2009年2月28日土曜日

武蔵小杉と六本木。

    大門の歯医者で昨夜のインプラント埋め込み跡の消毒。
    川崎市市民ミュージアムで、
 70年創造社/ATG大島渚監督『東京战争戦後秘話~映画で遺書を残して死んだ男の物語~(116)』。
 8mmを撮っている男がいる。そこに元木象一(後藤和夫)たちが、取り囲みカメラを返せと迫ってくる。男はカメラを持ったまま走り出し、ビルの屋上から飛び降りる自殺をする。パトカーと救急車がやってくる。警官が証拠品として持って行こうとする。元木は、パトカーを全速力で走って追いかけるが、見失う。男が撮影していたフィルムは、普通の住宅街の屋根だったり、ありふれた商店街だったり、煙草屋の老婆だったり、何を撮ろうとしていたものだか全くわからない。

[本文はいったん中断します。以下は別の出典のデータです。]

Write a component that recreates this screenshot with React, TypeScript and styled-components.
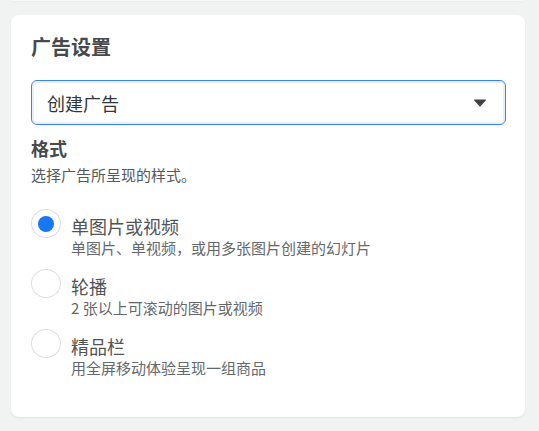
import * as React from 'react';
import { useState } from 'react';
import styled, { createGlobalStyle } from 'styled-components';

const FONT = `"Noto Sans CJK SC", "Noto Sans", Roboto, sans-serif`;

type OptionProps = {
  checked: boolean;
};

const formats = [
  { key: 'single', label: '单图片或视频', desc: '单图片、单视频，或用多张图片创建的幻灯片' },
  { key: 'carousel', label: '轮播', desc: '2 张以上可滚动的图片或视频' },
  { key: 'collection', label: '精品栏', desc: '用全屏移动体验呈现一组商品' },
];

const GlobalStyle = createGlobalStyle`
  html, body {
    margin: 0;
    background: #f1f2f2;
    font-family: ${FONT};
  }
  * {
    box-sizing: border-box;
  }
`;

const App = () => {
  const [format, setFormat] = useState('single');

  return (
    <>
      <GlobalStyle />
      <Page>
        <PrevCard />
        <Card>
          <Title>广告设置</Title>
          <Select>
            <SelectText>创建广告</SelectText>
            <Caret viewBox="0 0 12 8">
              <path d="M0.6 0.5h10.8c0.5 0 0.8 0.6 0.4 1L6.5 7.2c-0.3 0.3-0.7 0.3-1 0L0.2 1.5C-0.2 1.1 0.1 0.5 0.6 0.5z" />
            </Caret>
          </Select>
          <SectionTitle>格式</SectionTitle>
          <SectionHint>选择广告所呈现的样式。</SectionHint>
          <OptionList>
            {formats.map((f) => (
              <Option key={f.key} onClick={() => setFormat(f.key)}>
                <Radio checked={format === f.key} />
                <OptionText>
                  <OptionLabel>{f.label}</OptionLabel>
                  <OptionDesc>{f.desc}</OptionDesc>
                </OptionText>
              </Option>
            ))}
          </OptionList>
        </Card>
      </Page>
    </>
  );
};

const Page = styled.div`
  width: 539px;
  height: 431px;
  padding: 0 14px 0 11px;
  display: flex;
  flex-direction: column;
  overflow: hidden;
`;

const PrevCard = styled.div`
  height: 1px;
  margin: 0 3px 14px 0;
  background: #f8f8f8;
  box-shadow: 0 1px 2px rgba(0, 0, 0, 0.05);
`;

const Card = styled.div`
  background: #ffffff;
  border-radius: 8px;
  box-shadow: 0 1px 2px rgba(0, 0, 0, 0.07);
  padding: 20px 19px 0 20px;
  height: 402px;
  display: flex;
  flex-direction: column;
`;

const Title = styled.h2`
  margin: 0;
  font-size: 20px;
  line-height: 24px;
  font-weight: 700;
  color: #46494d;
`;

const Select = styled.div`
  margin-top: 21px;
  height: 45px;
  border: 1px solid #3b82f0;
  border-radius: 6px;
  box-shadow: inset 0 0 0 2px #e8f0fc;
  display: flex;
  align-items: center;
  justify-content: space-between;
  padding: 0 19px 0 15px;
  cursor: pointer;
`;

const SelectText = styled.span`
  font-size: 18px;
  color: #33363a;
`;

const Caret = styled.svg`
  width: 12px;
  height: 8px;
  fill: #3f4246;
`;

const SectionTitle = styled.h3`
  margin: 11px 0 0;
  font-size: 18px;
  line-height: 24px;
  font-weight: 700;
  color: #46494d;
`;

const SectionHint = styled.p`
  margin: 5px 0 0;
  font-size: 15px;
  line-height: 20px;
  color: #55585c;
`;

const OptionList = styled.div`
  margin-top: 24px;
  display: flex;
  flex-direction: column;
  gap: 11px;
`;

const Option = styled.label`
  display: flex;
  align-items: flex-start;
  gap: 10px;
  cursor: pointer;
`;

const Radio = styled.span<OptionProps>`
  flex: none;
  width: 30px;
  height: 29px;
  border-radius: 50%;
  border: 1px solid #dcdee1;
  display: flex;
  align-items: center;
  justify-content: center;
  &::after {
    content: '';
    width: 16px;
    height: 16px;
    border-radius: 50%;
    background: #1877f2;
    display: ${(props) => (props.checked ? 'block' : 'none')};
  }
`;

const OptionText = styled.div`
  padding-top: 5px;
  display: flex;
  flex-direction: column;
`;

const OptionLabel = styled.span`
  font-size: 18px;
  line-height: 24px;
  color: #505357;
`;

const OptionDesc = styled.span`
  font-size: 15px;
  line-height: 20px;
  color: #65686c;
`;

export default App;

    元木が目を覚ますと、映画製作サークルの部屋で、皆討論をしている。4.28沖縄返還デーを撮影し続けていたが、私服警官にカメラを奪われてしまったのだ。カメラを奪還しようと追跡していて、元木は倒れたのだ。しかし、元木は、何故か、自殺した“あいつ”という存在に取りつかれている。映像製作の政治活動としての意義を語り合う仲間は、元木が意味不明の発言をしているのは、疲れて錯乱しているのだろうと相手にせず、元木と、元木の彼女である泰子(岩崎恵美子)を残して去る。
   元木は、何故か泰子を“あいつ”の彼女だと思い込み、彼女を強姦しようとする。泰子はいつもと様子の違う元木に戸惑う。しかし、“あいつ”は、風みたいに静かで、水みたいに穏やかで、太陽みたいにギラギラしていたわと元木に答える。元木は、泰子と“あいつ”の撮った風景を探し始める。一日中都内を回って、最後にたどりついた場所は、元木という表札のかかった家だ。中に入りましょうと言う泰子に、何故か今日はここまでにしようと答える元木。しかし、元木は翌日、その家を訪ねる。母親が久しぶりねと言う。腹が減ったと答える元木。2階の自分の部屋に上がり、ベランダから外を見ながら、母親の作ってくれた朝食を食べる元木。
   元木は、“あいつ”が撮影した場所を撮影し始める。しかし、泰子は元木が撮ろうとする場所に入って、撮影を妨害しようとする。泰子を引っ張り出しては撮影をする元木。しかし、国道を無理に渡ろうとした泰子は、車の接触事故を起こし、怒ったドライバーに、車に連れ込まれる。近くの店に機材を預け、車に駆け寄る元木。元木は、縛られて、助手席の足もとに転がされている。後部座席では、男たちが代わる代わる泰子を強姦する。泰子は、全く無表情だ。車は高速道路を走り続けている。河の土手に、泰子と元木が立っている。泰子は、私が見ていた風景は、“あいつ”が撮ったものではなかったので、“あいつ”に勝ったのだと言う。泰子は、ビルの屋上に駆け上がり、下を見ると泰子の投身自殺した死体がある。
   元木が、撮影していると、映像製作グループの仲間がカメラを返せと迫ってくる。元木は逃げ、ビルの屋上に駆け上がる。ビルの下に、カメラを手にした元木の死体がある。元木は、遺書としての映画を撮影したのだ。
   観念的な台詞が棒読みされる。政治闘争への絶望と喪失感、寂寥感なのか、とても哀しく、寂しい映画だ。すっかり、鬱々とした気分に・・・。
   六本木で、元同僚と会食。美人3人を呼んでくれたのだが、映画で遺書を残して死んだ男の物語から逃げたい気持ちとの相乗作用で、酔っ払う。